Razem z Kamilem Łączyńskim tworzyli świetny duet, z pewnością nie inaczej będzie w nowym sezonie.

- Łączka to serce tego zespołu. Jestem pewien, że jako kapitan jest w stanie spiąć wszystkich graczy i poprowadzić drużynę do sukcesu. We Włocławku przeżył i rozczarowania, i radości i dziś bardzo przyjemnie patrzy się na jego mądrą grę jako dojrzałego playmakera.

Mało kto z kibiców wie, że jednym z ulubionych do oglądania graczy Igora Griszczuka był w poprzednim sezonie… Luke Petrasek.

- Niesamowity gracz. Oglądałem go jeszcze w barwach Niżnego Nowogrodu, ale jego gra w Anwilu w poprzednim sezonie była na najwyższym poziomie. Świetnie czyta grę, bardzo lubiłem patrzeć na jego poczynania w obronie, gdy straszył rywali blokiem z pomocy. Jestem pewien, że w drugim sezonie zrobi progres i pokaże jeszcze większe możliwości. Bardzo cieszę się, że został na kolejny sezon w Anwilu.

Trener Frasunkiewicz zostawił kluczowych graczy, dobrał sprawdzonych koszykarzy o ugruntowanej renomie i wielkiej jakości. Nic tylko czekać na sezon…
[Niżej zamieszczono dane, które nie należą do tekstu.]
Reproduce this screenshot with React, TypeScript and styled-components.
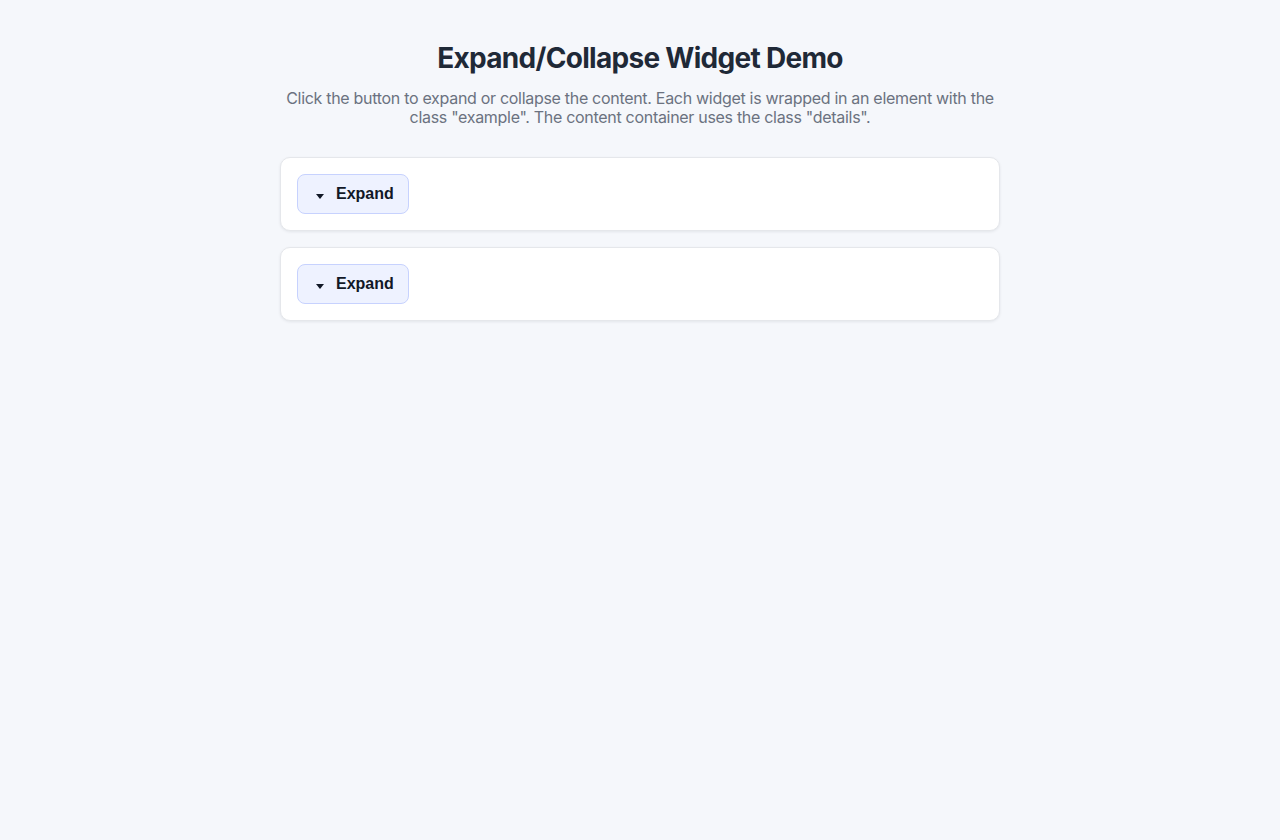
import React, { useState } from 'react';
import styled, { createGlobalStyle } from 'styled-components';

const GlobalStyle = createGlobalStyle`
  html, body {
    margin: 0;
    padding: 0;
    background: #f5f7fb;
    font-family: Inter, "Noto Sans", sans-serif;
  }
`

const widgets = [
  { id: 1, text: 'This is the hidden content of the first widget.' },
  { id: 2, text: 'This is the hidden content of the second widget.' },
];

const Widget = ({ text }: { text: string }) => {
  const [open, setOpen] = useState(false);
  return (
    <Example className="example">
      <ToggleButton onClick={() => setOpen(!open)}>
        <Caret open={open} />
        {open ? 'Collapse' : 'Expand'}
      </ToggleButton>
      {open && <Details className="details">{text}</Details>}
    </Example>
  );
};

const App = () => {
  return (
    <>
      <GlobalStyle />
      <Page>
        <Title>Expand/Collapse Widget Demo</Title>
        <Intro>
          Click the button to expand or collapse the content. Each widget is wrapped in an element with the
          class "example". The content container uses the class "details".
        </Intro>
        <List>
          {widgets.map((w) => (
            <Widget key={w.id} text={w.text} />
          ))}
        </List>
      </Page>
    </>
  );
};

export default App;

const Page = styled.div`
  max-width: 720px;
  margin: 0 auto;
  padding: 41px 0;
`
const Title = styled.h1`
  margin: 0;
  font-size: 28px;
  line-height: 34px;
  font-weight: 700;
  letter-spacing: -0.7px;
  color: #1f2937;
  text-align: center;
`
const Intro = styled.p`
  margin: 14px 0 30px;
  font-size: 16px;
  line-height: 19px;
  letter-spacing: -0.3px;
  color: #6b7280;
  text-align: center;
`
const List = styled.div`
  display: flex;
  flex-direction: column;
  gap: 16px;
`
const Example = styled.div`
  background: #ffffff;
  border: 1px solid #e5e7eb;
  border-radius: 10px;
  padding: 16px;
  box-shadow: 0 1px 3px rgba(17, 24, 39, 0.08);
`
const ToggleButton = styled.button`
  display: inline-flex;
  align-items: center;
  height: 40px;
  padding: 0 14px 0 18px;
  background: #eef2ff;
  border: 1px solid #c7d2fe;
  border-radius: 8px;
  font-family: "Liberation Sans", Arial, sans-serif;
  font-size: 16px;
  font-weight: 700;
  color: #111827;
  cursor: pointer;
`
const Caret = styled.span<{ open: boolean }>`
  width: 0;
  height: 0;
  margin: 5px 12px 0 0;
  border-left: 4.5px solid transparent;
  border-right: 4.5px solid transparent;
  border-top: 5px solid #111827;
  transform: ${(p) => (p.open ? 'rotate(180deg)' : 'none')};
`
const Details = styled.div`
  margin-top: 12px;
  font-size: 15px;
  color: #374151;
`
- Poprzedni sezon był świetny. Brązowy medal i sukces w europejskich pucharach - żaden inny polski klub nie miał takiego osiągnięcia - mówią same za siebie. Trzeba takie rzeczy doceniać. To ważne, by Anwil Włocławek był w czołówce, by grał o najwyższe cele. Tego wszyscy oczekujemy i każdy wierzy, że ten zespół może zrobić bardzo dużo. Oczywiście, nikt nie wymusza składania obietnic. Każdy chce, by drużyna walczyła i robiła dobry wynik w każdym kolejnym meczu. I to doprowadzi nas daleko.

Dwa miesiące zlecą szybko, zaraz start ligi…

- Nic, tylko kupować karnety i widzimy się w Hali Mistrzów niedługo! Dużo grania, dużo emocji, rywalizacja w Europie. Nikt nie mówi, że będzie lekko, ale jak jest lekko, to nikt nic nigdy nie osiągnął. Walczymy wszyscy razem, bo każdy chce by Anwil był tam, gdzie jego miejsce. Jak najwyżej!